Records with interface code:
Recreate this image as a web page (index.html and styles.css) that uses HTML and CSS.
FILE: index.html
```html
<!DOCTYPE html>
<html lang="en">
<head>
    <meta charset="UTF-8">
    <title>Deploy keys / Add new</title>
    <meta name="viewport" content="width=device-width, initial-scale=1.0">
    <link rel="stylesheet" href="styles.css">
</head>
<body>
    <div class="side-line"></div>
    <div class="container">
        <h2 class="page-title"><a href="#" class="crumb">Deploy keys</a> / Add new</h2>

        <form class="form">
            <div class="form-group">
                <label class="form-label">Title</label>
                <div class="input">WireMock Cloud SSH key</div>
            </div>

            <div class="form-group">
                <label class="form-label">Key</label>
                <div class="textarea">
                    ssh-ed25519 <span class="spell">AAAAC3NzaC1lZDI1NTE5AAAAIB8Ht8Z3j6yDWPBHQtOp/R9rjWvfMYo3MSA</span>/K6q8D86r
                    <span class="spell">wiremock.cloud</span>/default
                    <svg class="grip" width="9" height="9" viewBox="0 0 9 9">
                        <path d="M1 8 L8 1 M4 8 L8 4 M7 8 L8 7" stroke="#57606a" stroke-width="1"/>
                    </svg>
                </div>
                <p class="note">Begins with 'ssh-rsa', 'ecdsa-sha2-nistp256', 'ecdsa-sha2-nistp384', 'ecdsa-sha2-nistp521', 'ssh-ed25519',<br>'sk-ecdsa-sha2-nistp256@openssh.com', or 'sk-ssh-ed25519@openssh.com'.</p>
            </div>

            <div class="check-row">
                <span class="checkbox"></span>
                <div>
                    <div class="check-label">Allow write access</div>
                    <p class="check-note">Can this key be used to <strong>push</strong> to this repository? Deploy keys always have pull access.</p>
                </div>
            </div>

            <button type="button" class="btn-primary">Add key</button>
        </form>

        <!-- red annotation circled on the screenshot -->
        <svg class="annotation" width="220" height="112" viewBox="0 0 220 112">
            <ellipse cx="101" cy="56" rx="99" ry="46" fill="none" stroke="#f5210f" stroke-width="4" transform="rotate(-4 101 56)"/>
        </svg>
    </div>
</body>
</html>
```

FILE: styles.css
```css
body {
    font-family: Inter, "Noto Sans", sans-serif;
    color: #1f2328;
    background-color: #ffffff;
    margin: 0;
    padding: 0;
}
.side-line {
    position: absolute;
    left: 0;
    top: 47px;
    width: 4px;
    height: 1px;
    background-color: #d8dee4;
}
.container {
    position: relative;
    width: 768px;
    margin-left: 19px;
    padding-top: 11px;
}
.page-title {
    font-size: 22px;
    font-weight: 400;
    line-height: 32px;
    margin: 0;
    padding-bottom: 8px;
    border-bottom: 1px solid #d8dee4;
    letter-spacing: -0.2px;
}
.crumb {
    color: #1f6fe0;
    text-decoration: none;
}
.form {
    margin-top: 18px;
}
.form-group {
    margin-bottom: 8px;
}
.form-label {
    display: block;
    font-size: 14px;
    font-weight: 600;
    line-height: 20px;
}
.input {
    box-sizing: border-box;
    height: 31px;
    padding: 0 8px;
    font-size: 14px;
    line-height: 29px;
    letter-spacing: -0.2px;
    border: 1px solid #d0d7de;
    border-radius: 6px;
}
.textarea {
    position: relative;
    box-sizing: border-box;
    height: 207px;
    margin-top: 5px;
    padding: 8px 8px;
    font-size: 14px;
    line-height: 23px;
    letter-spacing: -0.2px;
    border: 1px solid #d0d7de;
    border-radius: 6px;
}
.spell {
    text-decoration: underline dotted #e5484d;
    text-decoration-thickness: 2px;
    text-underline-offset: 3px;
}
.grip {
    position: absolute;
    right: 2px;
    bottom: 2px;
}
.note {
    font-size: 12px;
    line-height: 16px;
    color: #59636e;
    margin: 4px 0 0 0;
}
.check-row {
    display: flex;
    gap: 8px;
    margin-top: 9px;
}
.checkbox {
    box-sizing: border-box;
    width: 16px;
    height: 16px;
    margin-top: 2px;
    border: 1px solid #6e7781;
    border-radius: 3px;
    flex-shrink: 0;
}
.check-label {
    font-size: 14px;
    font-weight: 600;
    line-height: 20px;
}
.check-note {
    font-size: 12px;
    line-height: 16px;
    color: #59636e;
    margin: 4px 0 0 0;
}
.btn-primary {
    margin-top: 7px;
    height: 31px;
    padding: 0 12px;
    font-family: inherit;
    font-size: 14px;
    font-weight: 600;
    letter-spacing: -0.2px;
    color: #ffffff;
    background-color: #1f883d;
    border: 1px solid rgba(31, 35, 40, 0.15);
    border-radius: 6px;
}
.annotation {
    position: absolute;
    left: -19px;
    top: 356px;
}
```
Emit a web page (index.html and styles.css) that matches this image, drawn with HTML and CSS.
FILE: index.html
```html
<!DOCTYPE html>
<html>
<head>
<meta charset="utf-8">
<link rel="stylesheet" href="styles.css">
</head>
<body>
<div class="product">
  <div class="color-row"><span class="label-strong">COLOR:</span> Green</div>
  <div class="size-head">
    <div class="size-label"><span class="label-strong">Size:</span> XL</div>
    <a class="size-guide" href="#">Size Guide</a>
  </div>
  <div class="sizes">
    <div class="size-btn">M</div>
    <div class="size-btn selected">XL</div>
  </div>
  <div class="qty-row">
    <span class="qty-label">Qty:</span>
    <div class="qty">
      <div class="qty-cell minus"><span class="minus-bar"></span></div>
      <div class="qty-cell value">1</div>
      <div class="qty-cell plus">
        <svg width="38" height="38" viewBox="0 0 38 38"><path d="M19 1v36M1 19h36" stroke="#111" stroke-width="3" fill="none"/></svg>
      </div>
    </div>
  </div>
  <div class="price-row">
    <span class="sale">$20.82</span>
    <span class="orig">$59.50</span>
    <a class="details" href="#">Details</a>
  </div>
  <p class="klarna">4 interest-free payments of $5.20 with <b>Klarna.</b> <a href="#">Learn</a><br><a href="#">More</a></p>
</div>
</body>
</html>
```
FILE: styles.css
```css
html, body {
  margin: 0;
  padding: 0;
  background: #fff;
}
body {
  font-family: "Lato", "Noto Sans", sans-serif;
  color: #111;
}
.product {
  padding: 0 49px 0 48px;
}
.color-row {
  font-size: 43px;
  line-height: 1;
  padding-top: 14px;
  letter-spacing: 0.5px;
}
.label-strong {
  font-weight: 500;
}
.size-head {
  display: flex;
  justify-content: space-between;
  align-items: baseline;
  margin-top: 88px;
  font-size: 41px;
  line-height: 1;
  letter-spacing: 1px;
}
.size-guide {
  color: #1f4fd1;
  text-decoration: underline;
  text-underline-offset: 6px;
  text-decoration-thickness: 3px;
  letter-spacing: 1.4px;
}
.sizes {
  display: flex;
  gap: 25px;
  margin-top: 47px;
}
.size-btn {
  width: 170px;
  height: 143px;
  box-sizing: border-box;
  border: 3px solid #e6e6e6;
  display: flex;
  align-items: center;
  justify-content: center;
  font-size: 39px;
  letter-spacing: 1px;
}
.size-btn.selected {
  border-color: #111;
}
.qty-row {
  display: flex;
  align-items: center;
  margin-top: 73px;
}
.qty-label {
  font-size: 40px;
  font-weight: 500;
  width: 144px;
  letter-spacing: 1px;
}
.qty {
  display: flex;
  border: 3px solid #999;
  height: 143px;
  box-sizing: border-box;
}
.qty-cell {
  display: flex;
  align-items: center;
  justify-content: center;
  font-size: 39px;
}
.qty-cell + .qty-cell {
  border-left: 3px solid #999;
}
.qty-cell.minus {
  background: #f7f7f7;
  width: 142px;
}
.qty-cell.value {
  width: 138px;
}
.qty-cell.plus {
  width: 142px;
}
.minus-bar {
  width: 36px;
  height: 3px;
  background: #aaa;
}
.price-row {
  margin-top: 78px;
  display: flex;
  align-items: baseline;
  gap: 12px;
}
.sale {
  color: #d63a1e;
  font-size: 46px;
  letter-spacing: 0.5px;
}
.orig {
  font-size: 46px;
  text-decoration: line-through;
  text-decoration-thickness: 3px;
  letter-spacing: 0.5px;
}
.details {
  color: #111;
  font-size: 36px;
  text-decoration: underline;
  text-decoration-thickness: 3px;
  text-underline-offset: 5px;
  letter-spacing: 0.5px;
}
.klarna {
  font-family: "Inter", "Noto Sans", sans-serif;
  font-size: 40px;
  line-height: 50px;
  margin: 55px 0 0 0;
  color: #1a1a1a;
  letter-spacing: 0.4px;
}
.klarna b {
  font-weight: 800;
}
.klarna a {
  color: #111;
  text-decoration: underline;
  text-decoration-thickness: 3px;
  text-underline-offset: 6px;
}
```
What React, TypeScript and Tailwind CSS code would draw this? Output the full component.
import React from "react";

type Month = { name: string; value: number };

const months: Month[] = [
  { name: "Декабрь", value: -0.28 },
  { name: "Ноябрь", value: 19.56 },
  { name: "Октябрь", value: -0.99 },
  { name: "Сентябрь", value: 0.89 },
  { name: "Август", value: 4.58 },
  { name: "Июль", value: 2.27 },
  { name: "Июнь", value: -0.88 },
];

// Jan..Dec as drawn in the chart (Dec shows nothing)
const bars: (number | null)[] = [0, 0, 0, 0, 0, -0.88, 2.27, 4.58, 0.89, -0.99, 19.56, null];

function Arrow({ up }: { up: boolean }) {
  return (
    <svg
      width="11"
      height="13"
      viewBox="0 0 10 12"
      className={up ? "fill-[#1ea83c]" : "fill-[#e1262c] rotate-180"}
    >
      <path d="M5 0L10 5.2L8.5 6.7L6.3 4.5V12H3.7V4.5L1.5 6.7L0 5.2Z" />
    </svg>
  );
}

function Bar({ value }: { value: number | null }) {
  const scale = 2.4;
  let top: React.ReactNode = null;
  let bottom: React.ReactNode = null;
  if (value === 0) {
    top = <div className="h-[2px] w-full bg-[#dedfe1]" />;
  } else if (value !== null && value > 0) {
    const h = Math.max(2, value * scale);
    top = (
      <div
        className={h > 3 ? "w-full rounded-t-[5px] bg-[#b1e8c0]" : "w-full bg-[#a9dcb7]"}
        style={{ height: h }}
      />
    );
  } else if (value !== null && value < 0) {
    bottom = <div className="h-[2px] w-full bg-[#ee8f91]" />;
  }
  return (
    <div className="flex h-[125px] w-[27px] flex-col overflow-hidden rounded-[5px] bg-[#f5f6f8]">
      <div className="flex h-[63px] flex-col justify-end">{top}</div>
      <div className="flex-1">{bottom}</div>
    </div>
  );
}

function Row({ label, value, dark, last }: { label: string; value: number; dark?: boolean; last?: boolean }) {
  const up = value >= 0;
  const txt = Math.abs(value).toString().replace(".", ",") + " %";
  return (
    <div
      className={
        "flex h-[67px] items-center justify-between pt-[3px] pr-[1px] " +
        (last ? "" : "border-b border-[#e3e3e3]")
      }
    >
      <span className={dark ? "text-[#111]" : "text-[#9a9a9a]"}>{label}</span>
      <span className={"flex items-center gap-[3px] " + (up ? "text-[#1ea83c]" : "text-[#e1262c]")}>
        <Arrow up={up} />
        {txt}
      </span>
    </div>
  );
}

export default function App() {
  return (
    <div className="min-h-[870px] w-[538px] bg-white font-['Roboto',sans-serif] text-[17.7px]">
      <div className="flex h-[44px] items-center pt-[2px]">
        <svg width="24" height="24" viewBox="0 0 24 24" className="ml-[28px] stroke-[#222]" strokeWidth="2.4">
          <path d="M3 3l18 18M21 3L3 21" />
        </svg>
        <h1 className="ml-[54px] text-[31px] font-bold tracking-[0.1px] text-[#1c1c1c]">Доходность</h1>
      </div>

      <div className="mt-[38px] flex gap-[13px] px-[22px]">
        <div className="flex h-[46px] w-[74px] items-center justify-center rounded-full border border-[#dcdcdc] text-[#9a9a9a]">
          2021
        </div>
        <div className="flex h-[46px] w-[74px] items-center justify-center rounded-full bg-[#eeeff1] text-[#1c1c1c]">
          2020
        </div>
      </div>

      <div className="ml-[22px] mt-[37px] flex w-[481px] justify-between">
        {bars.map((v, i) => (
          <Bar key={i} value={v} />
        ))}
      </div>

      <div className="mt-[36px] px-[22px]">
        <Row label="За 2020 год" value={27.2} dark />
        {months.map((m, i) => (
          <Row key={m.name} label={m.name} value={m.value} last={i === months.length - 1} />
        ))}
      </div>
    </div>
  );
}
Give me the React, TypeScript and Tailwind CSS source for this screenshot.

* _Exercise prompt_
Filter the data, keeping only the lines that contain "page".

* _Reply_
Recreate this image as a web page (index.html and styles.css) that uses HTML and CSS.
        <h2 class="page-title"><a href="#" class="crumb">Deploy keys</a> / Add new</h2>
.page-title {
Emit a web page (index.html and styles.css) that matches this image, drawn with HTML and CSS.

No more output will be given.